La viña es tierra, una fase mineral con una ingente presencia de compuestos orgánicos y seres vivos, todos ellos actores en el proceso. La viña también es aire, que por etéreo no es menos decisivo en el resultado. Sobre una matriz inerte, igualmente «mineral», hay una enorme cantidad de seres vivos que viven y desarrollan su acción en el medio aéreo. Y es en ese complejo paisaje dual en el que las cepas dan sus frutos como una interpretación del entorno que las envuelve y condiciona. Las cepas, sin embargo, no son un componente original de ese cuadro. «Alguien» las ha introducido, con el propósito de variar el resultado de la fermentación hasta obtener algo específico.

El agente fermentante está presente en la viña desde el inicio, evoluciona al mismo ritmo que las cepas y el resto de vida que palpita, cooperando, colisionando, estructurando una cadena trófica capaz de hacer las delicias del ecólogo más desapasionado. El resultado, al final, es una mezcla de microorganismos fermentadores genuina e irrepetible.

Convertir esa variable en una constante empobrece de alguna manera la ecuación. Pero una cosa es una variable y otra muy distinta es una incógnita. Al igual que nadie labra un campo y espera a que surjan espontáneamente las cepas adecuadas que han de constituir la viña,  no parece atinado creer que las levaduras requeridas sí aparecen por algún sortilegio. Están ahí porque  «alguien»  las ha transportado y la lucha por la existencia ha realizado su selección hasta configurar una microbiota concreta (proceso  que, por otra parte, las viñas no han tenido que hacer).

La función del cooperador, que mueve tierras, planta cepas, incorpora nutrientes y genera, no lo olvidemos, el sustrato a partir de la uva (porque no se convierte espontáneamente en mosto), ejerce también de mensajero transportando todo tipo de microorganismos en cada visita a la viña, una de sus funciones más cruciales y menos reconocida.
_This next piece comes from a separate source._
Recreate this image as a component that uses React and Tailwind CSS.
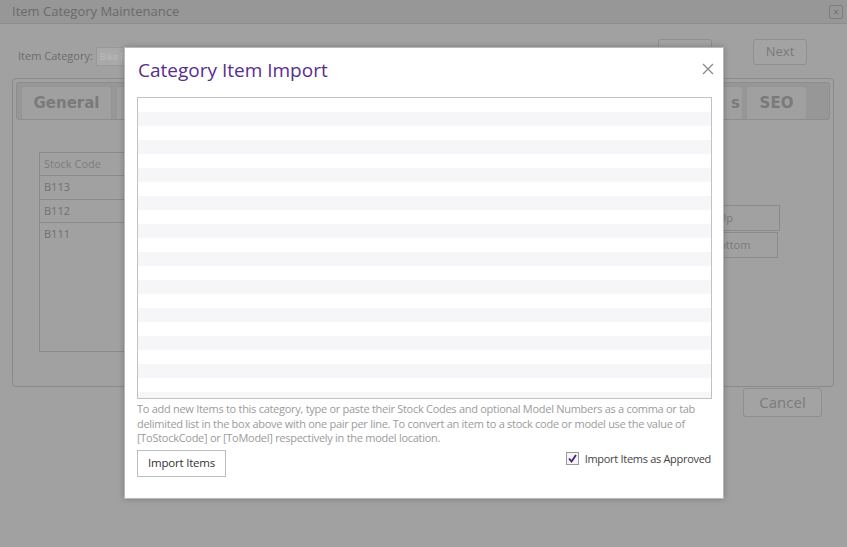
import React from "react";

const font = { fontFamily: '"Open Sans", "Noto Sans", Arial, sans-serif' };

function Background() {
  return (
    <div className="flex flex-col w-[847px] h-[547px] bg-[#a1a1a1]" style={font}>
      <div className="flex items-center justify-between h-[24px] pl-[12px] pr-[4px] bg-[#979797] border-b border-[#8c8c8c]">
        <span className="text-[13px] text-[#6a6a6a]">Item Category Maintenance</span>
        <span className="flex items-center justify-center w-[14px] h-[14px] border border-[#7d7d7d] rounded-[2px] text-[10px] leading-none text-[#707070]">×</span>
      </div>
      <div className="flex flex-col px-[12px] pt-[15px]">
        <div className="flex items-start h-[39px]">
          <div className="flex items-center gap-[3px] pl-[6px] pt-[8px]">
            <span className="text-[11px] text-[#6c6c6c]">Item Category:</span>
            <span className="flex items-center h-[19px] w-[200px] pl-[3px] bg-[#a9a9a9] border border-[#999] text-[9px] text-[#bdbdbd]">Bike Parts</span>
          </div>
          <div className="flex-1" />
          <div className="h-[26px] w-[54px] border border-[#8f8f8f] rounded-[3px] bg-[#a3a3a3]" />
          <div className="ml-[41px] mr-[28px] flex items-center justify-center h-[26px] w-[54px] border border-[#8f8f8f] rounded-[3px] bg-[#a3a3a3] text-[13px] text-[#7a7a7a]">Next</div>
        </div>
        <div className="flex flex-col h-[309px] w-[822px] border border-[#8a8a8a] rounded-[4px] p-[3px]">
          <div className="flex items-end h-[38px] pl-[4px] bg-[#979797] border border-[#8d8d8d] rounded-[3px]">
            <div className="flex items-center justify-center w-[91px] h-[33px] bg-[#a0a0a0] border border-[#959595] border-b-0 rounded-t-[3px] text-[15px] font-bold text-[#7a7a7a]" style={{ fontFamily: '"DejaVu Sans", Verdana, sans-serif' }}>General</div>
            <div className="w-[4px]" />
            <div className="w-[40px] h-[33px] bg-[#a0a0a0] border border-[#959595] border-b-0 rounded-t-[3px]" />
            <div className="flex-1" />
            <div className="flex items-center justify-end w-[60px] h-[33px] pr-[2px] bg-[#a0a0a0] border border-[#959595] border-b-0 rounded-t-[3px] text-[15px] font-bold text-[#7a7a7a]" style={{ fontFamily: '"DejaVu Sans", Verdana, sans-serif' }}>s</div>
            <div className="w-[3px]" />
            <div className="flex items-center justify-center w-[61px] h-[33px] bg-[#a0a0a0] border border-[#959595] border-b-0 rounded-t-[3px] text-[15px] font-bold text-[#7a7a7a]" style={{ fontFamily: '"DejaVu Sans", Verdana, sans-serif' }}>SEO</div>
            <div className="w-[22px]" />
          </div>
          <div className="flex pt-[32px] pl-[23px]">
            <div className="flex flex-col w-[200px] h-[200px] border border-[#8a8a8a] text-[11px] text-[#707070]">
              <div className="flex items-center h-[23px] pl-[4px] border-b border-[#8a8a8a] text-[#7c7c7c]">Stock Code</div>
              <div className="flex items-center h-[24px] pl-[4px] border-b border-[#8a8a8a]">B113</div>
              <div className="flex items-center h-[23px] pl-[4px] border-b border-[#8a8a8a]">B112</div>
              <div className="flex items-center h-[23px] pl-[4px]">B111</div>
            </div>
            <div className="flex-1" />
            <div className="flex flex-col items-end pt-[53px] pr-[50px] gap-[1px] text-[11px] text-[#7a7a7a]">
              <div className="flex items-center justify-center w-[140px] h-[26px] border border-[#8a8a8a]">Move Up</div>
              <div className="flex items-center justify-center w-[138px] h-[26px] mr-[2px] border border-[#8a8a8a]">Move to Bottom</div>
            </div>
          </div>
        </div>
        <div className="flex justify-end pr-[13px] pt-[1px]">
          <div className="flex items-center justify-center w-[79px] h-[29px] border border-[#8f8f8f] rounded-[3px] bg-[#a3a3a3] text-[15px] text-[#7b7b7b]">Cancel</div>
        </div>
      </div>
    </div>
  );
}

function Modal() {
  return (
    <div className="absolute left-[124px] top-[47px] w-[600px] h-[452px] bg-white border border-[#b9b9b9] shadow-[0_0_6px_rgba(0,0,0,0.25)] flex flex-col px-[12px]" style={font}>
      <div className="flex items-center justify-between h-[49px] pl-[1px]">
        <span className="text-[19px] text-[#5a2d8c] leading-none pb-[4px]">Category Item Import</span>
        <svg width="12" height="12" viewBox="0 0 12 12" className="mb-[8px] mr-[-3px]">
          <path d="M1 1 L11 11 M11 1 L1 11" stroke="#8a8a8a" strokeWidth="1.3" fill="none" />
        </svg>
      </div>
      <div className="h-[302px] w-[575px] border border-[#c2c2c2] bg-[repeating-linear-gradient(to_bottom,#ffffff_0px,#ffffff_14px,#f6f5f8_14px,#f6f5f8_28px)]" />
      <div className="pt-[3px] text-[11px] leading-[14.5px] tracking-[-0.28px] text-[#9b9b9b] whitespace-nowrap">
        <div>To add new Items to this category, type or paste their Stock Codes and optional Model Numbers as a comma or tab</div>
        <div>delimited list in the box above with one pair per line. To convert an item to a stock code or model use the value of</div>
        <div>[ToStockCode] or [ToModel] respectively in the model location.</div>
      </div>
      <div className="flex items-start justify-between pt-[4px] w-[575px]">
        <div className="flex items-center justify-center w-[89px] h-[27px] border border-[#bdbdbd] text-[11.5px] tracking-[-0.2px] text-[#333] pb-[1px]">Import Items</div>
        <div className="flex items-center gap-[6px] pt-[2px] pr-[1px]">
          <div className="flex items-center justify-center w-[13px] h-[13px] border border-[#9a9a9a] bg-[#f4f4f4]">
            <svg width="9" height="9" viewBox="0 0 9 9">
              <path d="M1 4.5 L3.5 7.5 L8 1" stroke="#4b1e7a" strokeWidth="1.8" fill="none" />
            </svg>
          </div>
          <span className="text-[11px] tracking-[-0.3px] text-[#444] leading-[13px]">Import Items as Approved</span>
        </div>
      </div>
    </div>
  );
}

export default function App() {
  return (
    <div className="relative w-[847px] h-[547px] overflow-hidden">
      <Background />
      <Modal />
    </div>
  );
}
Nada más lejos de la espontaneidad que la fermentación vínica. Porque no es la espontaneidad lo que construye la personalidad de un vino, sino la inagotable curiosidad humana que de tanto observar el proceso de transformación acaba convirtiéndolo en una simulación de sí mismo.

No es la espontaneidad lo que construye la personalidad de un vino, sino la inagotable curiosidad humana que de tanto observar el proceso de transformación acaba convirtiéndolo en una simulación de sí mismo.

En ese empeño por descubrir los mínimos detalles de la fermentación, es deber del mensajero, declarado cultivador de ascomicetos, desentrañar la proporción adecuada de levaduras que aportará un punto más de perplejidad que añadir a la de las cepas de orígenes remotos. Esa principalmente ha sido la intención del reciente Congreso de la ACE: proporcionar nuevos retos al enólogo como cooperante y mensajero. Y estimular su curiosidad en descubrir nuevos perfiles al vino.